Ces élus étant du groupe
Les Républicains, on ne sait si cette démarche aura une suite, puisqu'il faudrait pour cela qu'elle soit mise à l'ordre du jour du travail parlementaire, ce qui dépend de la majorité présidentielle... Un autre texte règlementaire est également à l'étude à Bruxelles, à la direction générale de l'énergie et du climat (DGEC), et la date du 13 février a été avancé pour sa validation, mais il y a beaucoup, beaucoup de textes en discussion... On ne rentrera pas ici dans ces questions législatives, mais on présentera le rétrofit dans le détail, avant de rechercher les voitures qui seraient les plus aptes à en bénéficier.

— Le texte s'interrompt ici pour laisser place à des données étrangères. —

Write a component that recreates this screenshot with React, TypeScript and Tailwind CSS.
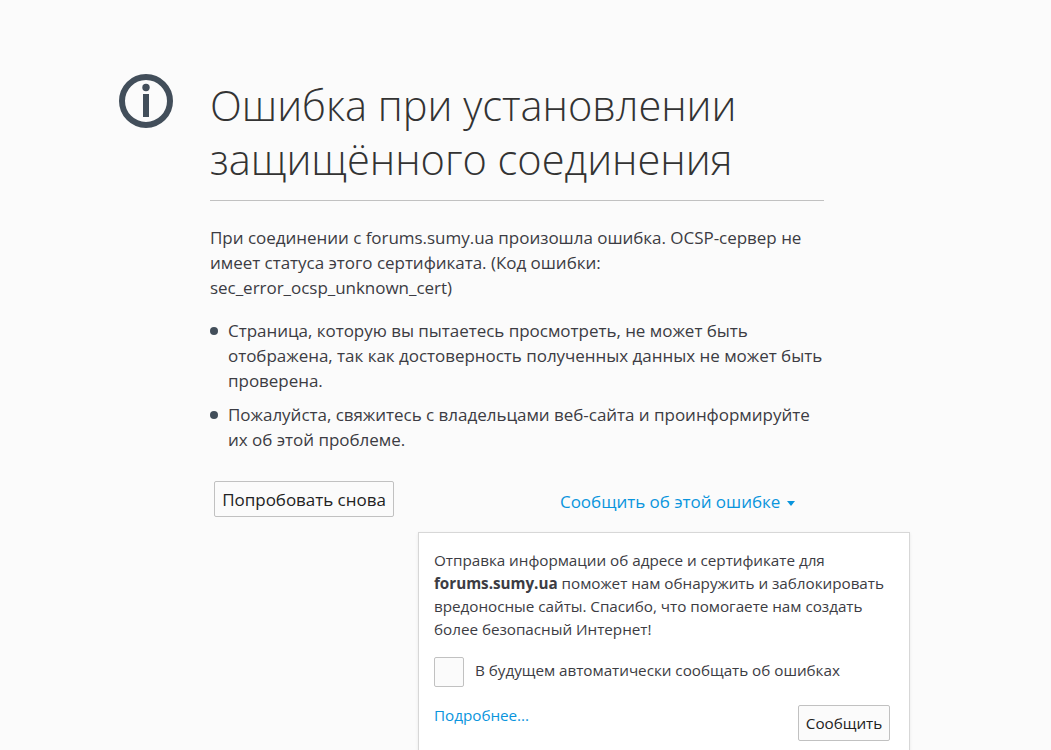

Le rétrofit, une transformation forcément chère
Enlever le moteur essence, le réservoir et le circuit d'alimentation, voilà déjà plusieurs heures de mécanique, sur une voiture simple. Mais si la voiture a l'air conditionné, ce système est entrainé par le moteur thermique. Alors soit on supprime la climatisation, soit on installe un système électrique en partant de rien. Les assistances de direction sont presque toutes électriques aujourd'hui, mais sur les modèles anciens, ces systèmes sont hydrauliques. Ce qui signifie qu'ils sont entrainés par le moteur, et que si on enlève celui-ci, il n'y aura plus d'assistance. La solution est d'ajouter un petit moteur électrique qui entrainera la pompe hydraulique. Et là ATTENTION, ce point est crucial ! Nous avons conduit une voiture ainsi modifiée dont tout l'agrément avait disparu, parce que la direction avait perdu tout ressenti, et présentait un retard horrible à la commande.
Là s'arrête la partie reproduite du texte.